Structural Approach to the Solvent Power of Water for Hydrocarbons; Urea as a Structure Breaker

Abstract
The finding of Wetlaufer et al., that addition of urea to water increases the (mole fraction) solubility of hydrocarbon gases (except methane) while making them dissolve with a smaller evolution of heat, is interpreted as a primarily statistical phenomenon. For this purpose, it is treated in terms of a skeleton model in which not only is water represented as a two‐species mixture of dense and bulky constituents but the dissolved hydrocarbon is represented as dissolving separately in these constituents, as if it were distributed between two phases, i.e., between a quasiclathrate solution in the bulky constituent and a quasilattice or “regular” solution in the dense one.
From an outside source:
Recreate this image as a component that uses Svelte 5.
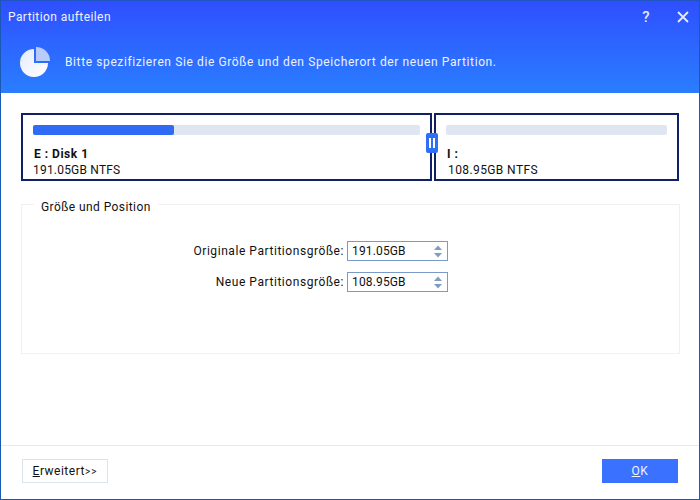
<script>
	const fields = [
		{ label: 'Originale Partitionsgröße:', value: '191.05GB' },
		{ label: 'Neue Partitionsgröße:', value: '108.95GB' }
	];
</script>

<div class="window">
	<header class="top">
		<div class="titlebar">
			<span class="title">Partition aufteilen</span>
			<div class="winbtns">
				<span class="help">?</span>
				<svg width="12" height="12" viewBox="0 0 12 12">
					<path d="M1 1L11 11M11 1L1 11" stroke="#e6ecff" stroke-width="1.8" fill="none" />
				</svg>
			</div>
		</div>
		<div class="intro">
			<svg class="pie" width="30" height="30" viewBox="0 0 30 30">
				<defs>
					<linearGradient id="pieg" x1="0" y1="0" x2="1" y2="1">
						<stop offset="0" stop-color="#e4ebfd" />
						<stop offset="1" stop-color="#ffffff" />
					</linearGradient>
				</defs>
				<path d="M14 2A14 14 0 1 0 28 16H14Z" fill="url(#pieg)" />
				<path d="M16 0A14 14 0 0 1 30 14H16Z" fill="#b9cbfb" />
			</svg>
			<span>Bitte spezifizieren Sie die Größe und den Speicherort der neuen Partition.</span>
		</div>
	</header>

	<main class="body">
		<div class="disks">
			<div class="part left">
				<div class="bar"><div class="fill"></div></div>
				<div class="name">E : Disk 1</div>
				<div class="size">191.05GB NTFS</div>
			</div>
			<div class="part right">
				<div class="bar"></div>
				<div class="name">I :</div>
				<div class="size">108.95GB NTFS</div>
			</div>
			<div class="handle"><i></i><i></i></div>
		</div>

		<section class="group">
			<span class="legend">Größe und Position</span>
			{#each fields as f}
				<div class="row">
					<span class="label">{f.label}</span>
					<div class="spin">
						<span>{f.value}</span>
						<svg width="8" height="13" viewBox="0 0 8 13">
							<path d="M4 0.5L8 5H0Z" fill="#7f9cc4" />
							<path d="M4 12.5L8 8H0Z" fill="#7f9cc4" />
						</svg>
					</div>
				</div>
			{/each}
		</section>
	</main>

	<footer class="foot">
		<button class="adv"><u>E</u>rweitert<small>&gt;&gt;</small></button>
		<button class="ok"><u>O</u>K</button>
	</footer>
</div>

<style>
:global(body){
	margin:0;
}

.window{
	width:700px;
	height:500px;
	box-sizing:border-box;
	border:1px solid #1b58b4;
	border-top-color:#1f55c0;
	display:flex;
	flex-direction:column;
	background:white;
	font-family:Roboto,"Liberation Sans",sans-serif;
	font-size:12px;
	letter-spacing:.5px;
	color:#111;
}

.top{
	height:92px;
	background:linear-gradient(to bottom,#2f4fff,#2a7eff);
	color:#eef2ff;
	flex:none;
}

.titlebar{
	height:32px;
	display:flex;
	align-items:center;
	justify-content:space-between;
	padding:0 10px 0 7px;
}

.title{
	letter-spacing:.42px;
}

.winbtns{
	display:flex;
	align-items:center;
	gap:27px;
}

.help{
	font-size:15px;
	font-weight:500;
	color:#e6ecff;
}

.intro{
	display:flex;
	align-items:center;
	gap:15px;
	padding:0 0 0 19px;
	height:30px;
	margin-top:14px;
	letter-spacing:.61px;
}

.body{
	flex:1;
	padding:20px 19px 0 20px;
}

.disks{
	position:relative;
	display:flex;
	gap:2px;
	height:68px;
}

.part{
	box-sizing:border-box;
	border:2px solid #0f2066;
	padding:10px 10px 0;
}

.left{ width:411px; }
.right{ width:245px; }

.bar{
	height:10px;
	border-radius:2px;
	background:#e0e6f1;
	margin-bottom:11px;
}

.fill{
	width:141px;
	height:10px;
	border-radius:2px;
	background:#2f6bf5;
}

.name{
	font-weight:700;
	line-height:16px;
	padding-left:1px;
}

.size{
	line-height:17px;
	letter-spacing:.2px;
}

.right .size{
	padding-left:2px;
	letter-spacing:.4px;
}

.handle{
	position:absolute;
	left:405px;
	top:20px;
	width:12px;
	height:20px;
	border-radius:2px;
	background:#2f6ff8;
	display:flex;
	align-items:center;
	justify-content:center;
	gap:2px;
}

.handle i{
	width:2px;
	height:10px;
	background:white;
}

.group{
	position:relative;
	box-sizing:border-box;
	width:659px;
	height:150px;
	margin-top:23px;
	border:1px solid #f0f0f0;
	padding-top:36px;
}

.legend{
	position:absolute;
	left:12px;
	top:-6px;
	padding:0 7px;
	background:white;
	line-height:16px;
	letter-spacing:.42px;
}

.row{
	display:flex;
	align-items:center;
	justify-content:flex-end;
	gap:3px;
	width:426px;
	height:20px;
	margin-bottom:11px;
}

.label{
	letter-spacing:.56px;
}

.spin{
	box-sizing:border-box;
	width:101px;
	height:20px;
	border:1px solid #7a9bc9;
	display:flex;
	align-items:center;
	justify-content:space-between;
	padding:0 5px 0 4px;
	letter-spacing:.15px;
}

.foot{
	flex:none;
	box-sizing:border-box;
	height:54px;
	border-top:1px solid #e9e9f1;
	display:flex;
	align-items:flex-start;
	justify-content:space-between;
	padding:13px 21px 0 21px;
}

.foot button{
	height:24px;
	font:inherit;
	letter-spacing:inherit;
	padding:0;
}

.adv{
	width:86px;
	background:white;
	border:1px solid #dde3ed;
	color:#111;
}

.adv small{
	font-size:10px;
	letter-spacing:1px;
}

.ok{
	width:76px;
	background:#3a72ff;
	border:none;
	color:#eef2ff;
}
</style>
Added urea is pictured as being able to enter only one of the solutions, the quasilattice one in the dense water, with the result that it acts as a structure breaker. A statistical‐thermodynamic analysis of this model leads to equations for the chemical potentials and the partial molal enthalpies and entropies of the hydrocarbon and the urea solutes, and it is found that very simple assumptions suffice to give calculated values for log γ and L̄ of urea, in binary aqueous solutions, in good agreement with experiment. The choice of parameters to fit the results of the Wetlaufer transfer experiments (of hydrocarbon from water to urea‐water) leads to calculated values for the partial molal enthalpies and entropies of the hydrocarbons in their hypothetical binary solutions in the bulky (quasiclathrate solution) and dense (quasilattice solution)waters and comparison of these quantities with properties of appropriate real physical systems makes them appear to be acceptable. One inference from this successful result is that the hypothesis of Frank and Evans, that the “extra” negativeness of the S̄ 2 for hydrocarbon gases in water arises from a structure shift in the latter, may not be unique, but that a similar effect might also arise from the fact that water received some of the hydrocarbon solute into a different type of environment from what it would find in a “normal” solvent.